Code that builds pages:
+===+

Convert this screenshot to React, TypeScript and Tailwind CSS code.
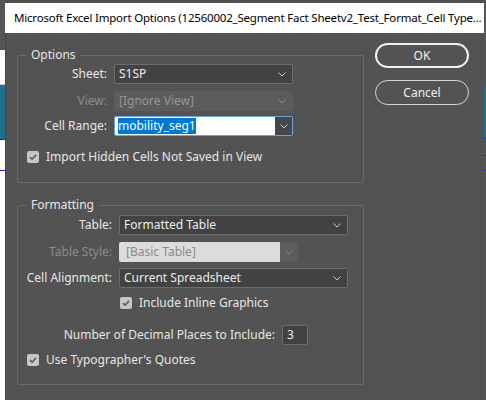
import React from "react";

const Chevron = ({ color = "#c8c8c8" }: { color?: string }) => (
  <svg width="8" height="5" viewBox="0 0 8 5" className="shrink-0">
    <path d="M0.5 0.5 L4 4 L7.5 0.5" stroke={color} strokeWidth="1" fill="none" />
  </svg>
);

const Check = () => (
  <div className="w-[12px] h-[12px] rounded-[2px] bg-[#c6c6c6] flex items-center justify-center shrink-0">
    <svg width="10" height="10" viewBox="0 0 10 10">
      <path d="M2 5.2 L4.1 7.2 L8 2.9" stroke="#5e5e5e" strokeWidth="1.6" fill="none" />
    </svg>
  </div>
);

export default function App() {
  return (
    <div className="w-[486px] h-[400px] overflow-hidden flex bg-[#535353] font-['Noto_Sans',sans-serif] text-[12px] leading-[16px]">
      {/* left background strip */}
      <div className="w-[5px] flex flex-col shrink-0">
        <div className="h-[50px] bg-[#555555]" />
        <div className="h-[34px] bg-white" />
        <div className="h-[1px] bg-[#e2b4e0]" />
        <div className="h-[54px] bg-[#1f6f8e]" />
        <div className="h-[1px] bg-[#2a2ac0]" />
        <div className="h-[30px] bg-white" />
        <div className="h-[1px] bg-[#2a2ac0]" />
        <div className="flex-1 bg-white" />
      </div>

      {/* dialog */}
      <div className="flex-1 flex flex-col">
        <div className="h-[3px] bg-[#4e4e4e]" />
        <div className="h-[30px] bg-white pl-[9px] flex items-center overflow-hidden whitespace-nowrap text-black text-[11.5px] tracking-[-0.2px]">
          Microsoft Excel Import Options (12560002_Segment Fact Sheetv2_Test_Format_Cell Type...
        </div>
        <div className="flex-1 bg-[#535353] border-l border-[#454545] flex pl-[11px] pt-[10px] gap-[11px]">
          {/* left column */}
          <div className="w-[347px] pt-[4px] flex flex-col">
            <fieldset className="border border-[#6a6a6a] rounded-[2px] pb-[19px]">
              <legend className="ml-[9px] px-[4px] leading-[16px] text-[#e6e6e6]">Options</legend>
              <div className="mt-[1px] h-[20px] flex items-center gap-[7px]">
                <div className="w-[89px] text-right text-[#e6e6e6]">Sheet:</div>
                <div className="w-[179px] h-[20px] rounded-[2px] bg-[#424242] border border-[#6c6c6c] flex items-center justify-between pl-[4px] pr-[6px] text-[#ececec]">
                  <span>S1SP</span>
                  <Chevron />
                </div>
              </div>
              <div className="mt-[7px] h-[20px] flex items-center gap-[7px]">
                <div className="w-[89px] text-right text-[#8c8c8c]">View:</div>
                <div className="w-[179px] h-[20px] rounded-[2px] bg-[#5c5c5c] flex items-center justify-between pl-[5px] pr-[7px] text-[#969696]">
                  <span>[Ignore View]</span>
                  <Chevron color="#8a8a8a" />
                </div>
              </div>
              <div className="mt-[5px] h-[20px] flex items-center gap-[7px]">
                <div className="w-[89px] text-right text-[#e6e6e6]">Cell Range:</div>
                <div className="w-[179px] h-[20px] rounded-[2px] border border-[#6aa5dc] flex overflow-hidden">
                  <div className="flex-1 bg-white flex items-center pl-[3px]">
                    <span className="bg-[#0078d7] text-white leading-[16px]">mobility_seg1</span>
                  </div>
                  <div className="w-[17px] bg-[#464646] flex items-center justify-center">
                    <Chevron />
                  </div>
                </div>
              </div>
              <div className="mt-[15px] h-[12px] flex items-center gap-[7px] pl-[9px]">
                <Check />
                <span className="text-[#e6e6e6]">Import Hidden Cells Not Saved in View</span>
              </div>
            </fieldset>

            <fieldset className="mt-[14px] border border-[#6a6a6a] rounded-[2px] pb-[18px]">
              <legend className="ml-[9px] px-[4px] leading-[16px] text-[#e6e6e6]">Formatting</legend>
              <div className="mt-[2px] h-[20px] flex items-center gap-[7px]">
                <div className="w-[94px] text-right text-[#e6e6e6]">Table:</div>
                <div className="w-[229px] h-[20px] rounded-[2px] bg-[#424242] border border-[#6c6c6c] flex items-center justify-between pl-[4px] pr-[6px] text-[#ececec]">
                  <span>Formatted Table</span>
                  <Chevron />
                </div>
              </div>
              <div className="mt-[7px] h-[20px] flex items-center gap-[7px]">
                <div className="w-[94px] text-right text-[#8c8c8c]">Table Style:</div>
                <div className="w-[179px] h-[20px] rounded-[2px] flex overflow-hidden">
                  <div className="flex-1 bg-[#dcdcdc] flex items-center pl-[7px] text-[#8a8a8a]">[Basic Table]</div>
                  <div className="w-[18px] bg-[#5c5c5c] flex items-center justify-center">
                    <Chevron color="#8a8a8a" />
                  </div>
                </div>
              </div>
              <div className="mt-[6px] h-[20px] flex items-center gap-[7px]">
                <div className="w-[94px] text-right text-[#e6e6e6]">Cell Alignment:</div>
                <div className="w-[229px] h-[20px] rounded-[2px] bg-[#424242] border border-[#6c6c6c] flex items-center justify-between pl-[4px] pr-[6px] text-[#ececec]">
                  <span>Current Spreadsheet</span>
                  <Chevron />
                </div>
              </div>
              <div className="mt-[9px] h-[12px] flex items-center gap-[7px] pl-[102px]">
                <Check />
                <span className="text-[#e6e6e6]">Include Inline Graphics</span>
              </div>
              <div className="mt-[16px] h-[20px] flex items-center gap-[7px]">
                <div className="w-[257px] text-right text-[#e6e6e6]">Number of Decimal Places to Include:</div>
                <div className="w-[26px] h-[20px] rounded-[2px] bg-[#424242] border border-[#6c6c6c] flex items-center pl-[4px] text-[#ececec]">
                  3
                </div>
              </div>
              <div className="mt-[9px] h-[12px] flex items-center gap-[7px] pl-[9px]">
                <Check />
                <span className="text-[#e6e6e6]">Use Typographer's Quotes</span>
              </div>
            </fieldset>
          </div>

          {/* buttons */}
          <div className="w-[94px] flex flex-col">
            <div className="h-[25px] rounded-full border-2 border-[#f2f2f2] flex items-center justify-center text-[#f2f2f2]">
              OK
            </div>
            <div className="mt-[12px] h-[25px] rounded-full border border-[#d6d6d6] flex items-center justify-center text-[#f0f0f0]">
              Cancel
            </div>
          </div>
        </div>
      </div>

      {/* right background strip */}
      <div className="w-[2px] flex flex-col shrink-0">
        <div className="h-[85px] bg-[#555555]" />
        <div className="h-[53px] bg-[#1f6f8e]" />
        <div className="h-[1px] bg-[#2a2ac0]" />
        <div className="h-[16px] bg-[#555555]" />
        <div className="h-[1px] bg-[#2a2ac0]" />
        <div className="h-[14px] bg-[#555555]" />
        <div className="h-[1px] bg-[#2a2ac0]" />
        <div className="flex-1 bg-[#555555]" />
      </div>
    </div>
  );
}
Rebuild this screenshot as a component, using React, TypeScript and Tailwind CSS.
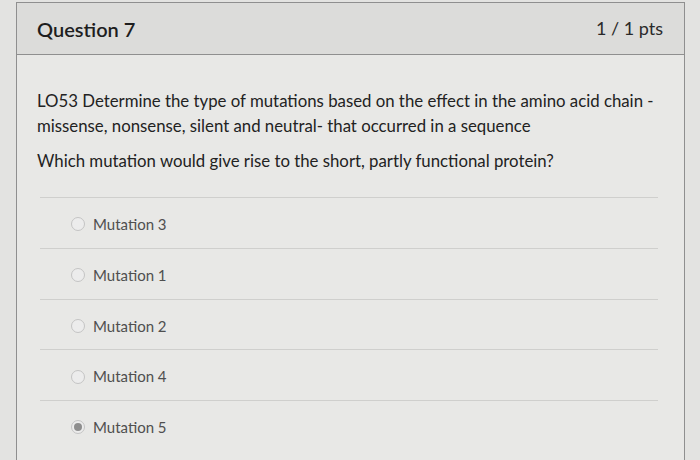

+===+

The problem = Your task is to transcribe all of the records precisely, with no images included.

Reply to the task =
Convert this screenshot to React, TypeScript and Tailwind CSS code.
import React from "react";

const Chevron = ({ color = "#c8c8c8" }: { color?: string }) => (
  <svg width="8" height="5" viewBox="0 0 8 5" className="shrink-0">
    <path d="M0.5 0.5 L4 4 L7.5 0.5" stroke={color} strokeWidth="1" fill="none" />
  </svg>
);

const Check = () => (
  <div className="w-[12px] h-[12px] rounded-[2px] bg-[#c6c6c6] flex items-center justify-center shrink-0">
    <svg width="10" height="10" viewBox="0 0 10 10">
      <path d="M2 5.2 L4.1 7.2 L8 2.9" stroke="#5e5e5e" strokeWidth="1.6" fill="none" />
    </svg>
  </div>
);

export default function App() {
  return (
    <div className="w-[486px] h-[400px] overflow-hidden flex bg-[#535353] font-['Noto_Sans',sans-serif] text-[12px] leading-[16px]">
      {/* left background strip */}
      <div className="w-[5px] flex flex-col shrink-0">
        <div className="h-[50px] bg-[#555555]" />
        <div className="h-[34px] bg-white" />
        <div className="h-[1px] bg-[#e2b4e0]" />
        <div className="h-[54px] bg-[#1f6f8e]" />
        <div className="h-[1px] bg-[#2a2ac0]" />
        <div className="h-[30px] bg-white" />
        <div className="h-[1px] bg-[#2a2ac0]" />
        <div className="flex-1 bg-white" />
      </div>

      {/* dialog */}
      <div className="flex-1 flex flex-col">
        <div className="h-[3px] bg-[#4e4e4e]" />
        <div className="h-[30px] bg-white pl-[9px] flex items-center overflow-hidden whitespace-nowrap text-black text-[11.5px] tracking-[-0.2px]">
          Microsoft Excel Import Options (12560002_Segment Fact Sheetv2_Test_Format_Cell Type...
        </div>
        <div className="flex-1 bg-[#535353] border-l border-[#454545] flex pl-[11px] pt-[10px] gap-[11px]">
          {/* left column */}
          <div className="w-[347px] pt-[4px] flex flex-col">
            <fieldset className="border border-[#6a6a6a] rounded-[2px] pb-[19px]">
              <legend className="ml-[9px] px-[4px] leading-[16px] text-[#e6e6e6]">Options</legend>
              <div className="mt-[1px] h-[20px] flex items-center gap-[7px]">
                <div className="w-[89px] text-right text-[#e6e6e6]">Sheet:</div>
                <div className="w-[179px] h-[20px] rounded-[2px] bg-[#424242] border border-[#6c6c6c] flex items-center justify-between pl-[4px] pr-[6px] text-[#ececec]">
                  <span>S1SP</span>
                  <Chevron />
                </div>
              </div>
              <div className="mt-[7px] h-[20px] flex items-center gap-[7px]">
                <div className="w-[89px] text-right text-[#8c8c8c]">View:</div>
                <div className="w-[179px] h-[20px] rounded-[2px] bg-[#5c5c5c] flex items-center justify-between pl-[5px] pr-[7px] text-[#969696]">
                  <span>[Ignore View]</span>
                  <Chevron color="#8a8a8a" />
                </div>
              </div>
              <div className="mt-[5px] h-[20px] flex items-center gap-[7px]">
                <div className="w-[89px] text-right text-[#e6e6e6]">Cell Range:</div>
                <div className="w-[179px] h-[20px] rounded-[2px] border border-[#6aa5dc] flex overflow-hidden">
                  <div className="flex-1 bg-white flex items-center pl-[3px]">
                    <span className="bg-[#0078d7] text-white leading-[16px]">mobility_seg1</span>
                  </div>
                  <div className="w-[17px] bg-[#464646] flex items-center justify-center">
                    <Chevron />
                  </div>
                </div>
              </div>
              <div className="mt-[15px] h-[12px] flex items-center gap-[7px] pl-[9px]">
                <Check />
                <span className="text-[#e6e6e6]">Import Hidden Cells Not Saved in View</span>
              </div>
            </fieldset>

            <fieldset className="mt-[14px] border border-[#6a6a6a] rounded-[2px] pb-[18px]">
              <legend className="ml-[9px] px-[4px] leading-[16px] text-[#e6e6e6]">Formatting</legend>
              <div className="mt-[2px] h-[20px] flex items-center gap-[7px]">
                <div className="w-[94px] text-right text-[#e6e6e6]">Table:</div>
                <div className="w-[229px] h-[20px] rounded-[2px] bg-[#424242] border border-[#6c6c6c] flex items-center justify-between pl-[4px] pr-[6px] text-[#ececec]">
                  <span>Formatted Table</span>
                  <Chevron />
                </div>
              </div>
              <div className="mt-[7px] h-[20px] flex items-center gap-[7px]">
                <div className="w-[94px] text-right text-[#8c8c8c]">Table Style:</div>
                <div className="w-[179px] h-[20px] rounded-[2px] flex overflow-hidden">
                  <div className="flex-1 bg-[#dcdcdc] flex items-center pl-[7px] text-[#8a8a8a]">[Basic Table]</div>
                  <div className="w-[18px] bg-[#5c5c5c] flex items-center justify-center">
                    <Chevron color="#8a8a8a" />
                  </div>
                </div>
              </div>
              <div className="mt-[6px] h-[20px] flex items-center gap-[7px]">
                <div className="w-[94px] text-right text-[#e6e6e6]">Cell Alignment:</div>
                <div className="w-[229px] h-[20px] rounded-[2px] bg-[#424242] border border-[#6c6c6c] flex items-center justify-between pl-[4px] pr-[6px] text-[#ececec]">
                  <span>Current Spreadsheet</span>
                  <Chevron />
                </div>
              </div>
              <div className="mt-[9px] h-[12px] flex items-center gap-[7px] pl-[102px]">
                <Check />
                <span className="text-[#e6e6e6]">Include Inline Graphics</span>
              </div>
              <div className="mt-[16px] h-[20px] flex items-center gap-[7px]">
                <div className="w-[257px] text-right text-[#e6e6e6]">Number of Decimal Places to Include:</div>
                <div className="w-[26px] h-[20px] rounded-[2px] bg-[#424242] border border-[#6c6c6c] flex items-center pl-[4px] text-[#ececec]">
                  3
                </div>
              </div>
              <div className="mt-[9px] h-[12px] flex items-center gap-[7px] pl-[9px]">
                <Check />
                <span className="text-[#e6e6e6]">Use Typographer's Quotes</span>
              </div>
            </fieldset>
          </div>

          {/* buttons */}
          <div className="w-[94px] flex flex-col">
            <div className="h-[25px] rounded-full border-2 border-[#f2f2f2] flex items-center justify-center text-[#f2f2f2]">
              OK
            </div>
            <div className="mt-[12px] h-[25px] rounded-full border border-[#d6d6d6] flex items-center justify-center text-[#f0f0f0]">
              Cancel
            </div>
          </div>
        </div>
      </div>

      {/* right background strip */}
      <div className="w-[2px] flex flex-col shrink-0">
        <div className="h-[85px] bg-[#555555]" />
        <div className="h-[53px] bg-[#1f6f8e]" />
        <div className="h-[1px] bg-[#2a2ac0]" />
        <div className="h-[16px] bg-[#555555]" />
        <div className="h-[1px] bg-[#2a2ac0]" />
        <div className="h-[14px] bg-[#555555]" />
        <div className="h-[1px] bg-[#2a2ac0]" />
        <div className="flex-1 bg-[#555555]" />
      </div>
    </div>
  );
}
Rebuild this screenshot as a component, using React, TypeScript and Tailwind CSS.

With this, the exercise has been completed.